The basic operation of the Linux virtual memory management subsystem Is as follows. A process runs in a virtual address space. Virtual addresses are converted into physical memory addresses by using components of the virtual address as indices into the page directory and page table. This mapping allows the mapping of physical memory into a much larger virtual memory space. This mapping is detailed in the optional textbook "Linux Kernel Internals".

The virtual address space of a process consists of a kernel segment and a user segment. Since the page tables of the kernel segment are identical for all processes, this exercise is concerned only with the memory allocated for the user segment of a process.

In addition to mapping physical memory into a much larger virtual memory space, the indirection provided through the page directories and page tables allows multiple processes to share the specific memory pages. This allows, for example, 2 users to run the /bin/bash program, with both processes referring to the same code pages in physical memory (although data pages would differ). When a process is created (forked), the parent's page directories and tables are copied for the child process. After forking, if either process modifies data, then the pages holding the memory being modified will be copied. You will see this referred to throughout the memory management code as copy-on-write or COW.

When a process begins to execute, not all of the image is pulled into memory. Instead, Linux waits until the process attempts to reference the page in virtual memory. If the page is not in memory, a page fault occurs signalling Linux to bring the page into physical memory and update the process's page tables. To ensure there are physical memory pages available to bring in requested pages, Linux attempts to maintain a minimum of free_pages_low pages of memory. This maintenence is performed by kswapd which we will describe in more detail later.

Another way of looking at this is, when processes are loaded, only a minimal amount of memory is allocated. The scheduler decides which process has the right to run. Once this decision is made, the process's actions will determine how much additional physical memory space it is given. Since physical memory is finite, the memory management system must ensure it can give a process the memory space it needs, when it needs it. The Linux memory management subsystem does this by keeping a pool of free pages. It attempts to maintain this pool by reclaiming pages which it estimates are not being used. This results in physical memory being shared by all loaded processes, but with a very high preference to current working set.

As described earlier, kswapd continuously sweeps memory space to determine which pages are most likely to hold data which is not part of the current working set, and frees those pages by swapping out or discarding their contents. The operation of kswapd is detailed in Chapter 3 of "The Linux Kernel". Kswapd will first attempt to free pages in the buffer and page caches and then proceed to examining the shared memory pages. Finally, it will consider each process. It will iteratively select the process with the most resident memory as a 'victim.' It does not attempt to swap out the entire 'victim' process, but instead looks for pages of that 'victim' which are not being referenced (or at least are not frequently referenced). So for a given process, the space is examined on a page-by-page basis. In a given sweep, kswapd may retrieve enough pages simply by examining the page and buffer caches. If so, then the next time it runs, it will start its sweep where it left off (with the shared memory pages in this example).

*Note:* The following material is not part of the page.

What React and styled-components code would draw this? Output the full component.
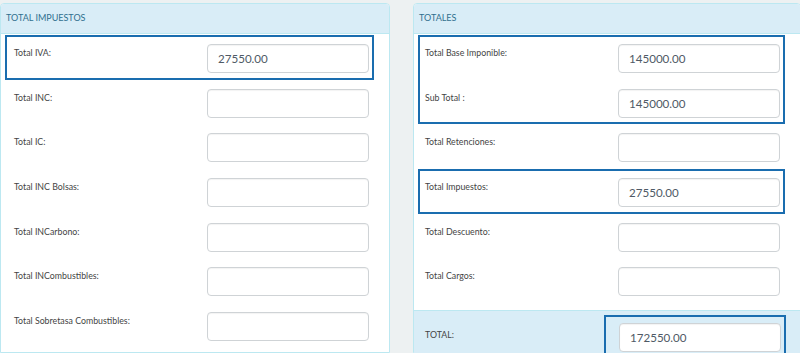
import React from 'react'
import styled, { createGlobalStyle } from 'styled-components'

const GlobalStyle = createGlobalStyle`
  html, body {
    margin: 0;
    padding: 0;
    background: #edf1f2;
    font-family: Lato, "Open Sans", sans-serif;
    overflow: hidden;
  }
`

const Page = styled.div`
  display: flex;
  gap: 23px;
  padding-top: 3px;
  height: 350px;
`

const Panel = styled.div`
  width: ${(p) => p.width}px;
  flex-shrink: 0;
  display: flex;
  flex-direction: column;
  background: #ffffff;
  border: 1px solid #bce8f1;
  border-radius: 4px 4px 0 0;
  box-sizing: border-box;
`

const Heading = styled.div`
  flex-shrink: 0;
  height: 30px;
  box-sizing: border-box;
  padding: 8px 0 0 5px;
  background: #d9edf7;
  border-bottom: 1px solid #bce8f1;
  border-radius: 3px 3px 0 0;
  color: #31708f;
  font-size: 9px;
  line-height: 11px;
  text-transform: uppercase;
`

const Body = styled.div`
  flex-shrink: 0;
  padding: 1px ${(p) => p.right}px 7px 4px;
`

const Group = styled.div`
  outline: 2px solid #1a6daf;
  outline-offset: -2px;
`

const Row = styled.div`
  display: flex;
  justify-content: space-between;
  align-items: flex-start;
  height: 44.67px;
  box-sizing: border-box;
  padding: 0 5px 0 ${(p) => p.indent}px;
  outline: ${(p) => (p.highlight ? '2px solid #1a6daf' : 'none')};
  outline-offset: -2px;
`

const Label = styled.div`
  padding-top: 12px;
  font-size: 8.8px;
  line-height: 11px;
  color: #444444;
`

const Field = styled.div`
  width: 162px;
  height: 29px;
  margin-top: 9px;
  box-sizing: border-box;
  padding-left: 10px;
  border: 1px solid #cfd3d6;
  border-radius: 4px;
  background: #ffffff;
  box-shadow: inset 0 1px 1px rgba(0, 0, 0, 0.05);
  color: #4f5a66;
  font-size: 11.6px;
  line-height: 27px;
`

const Footer = styled.div`
  flex: 1;
  display: flex;
  justify-content: space-between;
  align-items: flex-start;
  padding: 4px 14px 0 11px;
  background: #d9edf7;
  border-top: 1px solid #bce8f1;
`

const FooterLabel = styled(Label)`
  padding-top: 14px;
`

const FooterBox = styled.div`
  padding: 8px 5px 8px 15px;
  outline: 2px solid #1a6daf;
  outline-offset: -2px;
  & > div {
    margin-top: 0;
  }
`

const Line = ({ label, value, highlight, indent }) => (
  <Row highlight={highlight} indent={indent}>
    <Label>{label}</Label>
    <Field>{value}</Field>
  </Row>
)

export default function App() {
  return (
    <>
      <GlobalStyle />
      <Page>
        <Panel width={390}>
          <Heading>Total Impuestos</Heading>
          <Body right={15}>
            <Line indent={9} label="Total IVA:" value="27550.00" highlight />
            <Line indent={9} label="Total INC:" />
            <Line indent={9} label="Total IC:" />
            <Line indent={9} label="Total INC Bolsas:" />
            <Line indent={9} label="Total INCarbono:" />
            <Line indent={9} label="Total INCombustibles:" />
            <Line indent={9} label="Total Sobretasa Combustibles:" />
          </Body>
        </Panel>
        <Panel width={388}>
          <Heading>Totales</Heading>
          <Body right={15}>
            <Group>
              <Line indent={7} label="Total Base Imponible:" value="145000.00" />
              <Line indent={7} label="Sub Total :" value="145000.00" />
            </Group>
            <Line indent={7} label="Total Retenciones:" />
            <Line indent={7} label="Total Impuestos:" value="27550.00" highlight />
            <Line indent={7} label="Total Descuento:" />
            <Line indent={7} label="Total Cargos:" />
          </Body>
          <Footer>
            <FooterLabel>TOTAL:</FooterLabel>
            <FooterBox>
              <Field>172550.00</Field>
            </FooterBox>
          </Footer>
        </Panel>
      </Page>
    </>
  )
}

For this assignment you will be changing kswapd to use an LRU page replacement algorithm. Since Intel does not provide hardware support for LRU, you will have to keep track of page information in kernel space.

The pte_t structure maintains some information describing a page. The file include/asm/pgtable.h contains some routines for manipulating and reading elements of this page structure.

  1. (20 pts) You should begin this exercise by creating a queue, lru_page_list, that contains pointers to every page held by every process in the system. This queue should be sorted to reflect the most recently used pages, which should be at the front. Since Intel lacks hardware support for page timestamps, you will have to manipulate this list on every timer interrupt. Every 10ms, you should update the ordering of pages on the queue based on what pages have been accessed since the last timer interrupt. There is a reference bit associated with each page that you can use to determine what pages have been accessed since the last timer interrupt. All pages that have been recently used should be moved to the front of the queue. You should keep track of what processes have run since the last timer interrupt to avoid having to navigate the entire task list to compute the page usage of every single process.

  2. (20 pts) Using the lru_page_list data structure, implement an LRU page-replacement scheme for any processes that have swappable pages. Your scheme must not swap out pages that kswapd would ordinarily not consider.

  3. (10 pts) Create a test program that demonstrates the effectiveness of your paging mechanism. You should create five processes that each are allocated a large amount of memory that they subsequently touch (read from/ write to). This will ensure that they all are given their full page allocations. They should then continuously touch different fractions of their memory (e.g. process one touches 1/5, process two touches 2/5, etc.). Is there a noticable difference in the amount of unswapped (physically resident) pages the processes now possess?

  4. (10 pts) Describe, in terms of page faults and speed of allocation/deallocation, the overhead of your LRU mechanism. How does this compare to the typical overhead of Linux's page-replacement mechanism? What advantages would hardware support give you? Please include specific benchmarks of the two page-replacement schemes, as well as a writeup of how you derived these benchmarks. Please answer this question in essay form and include it within your README.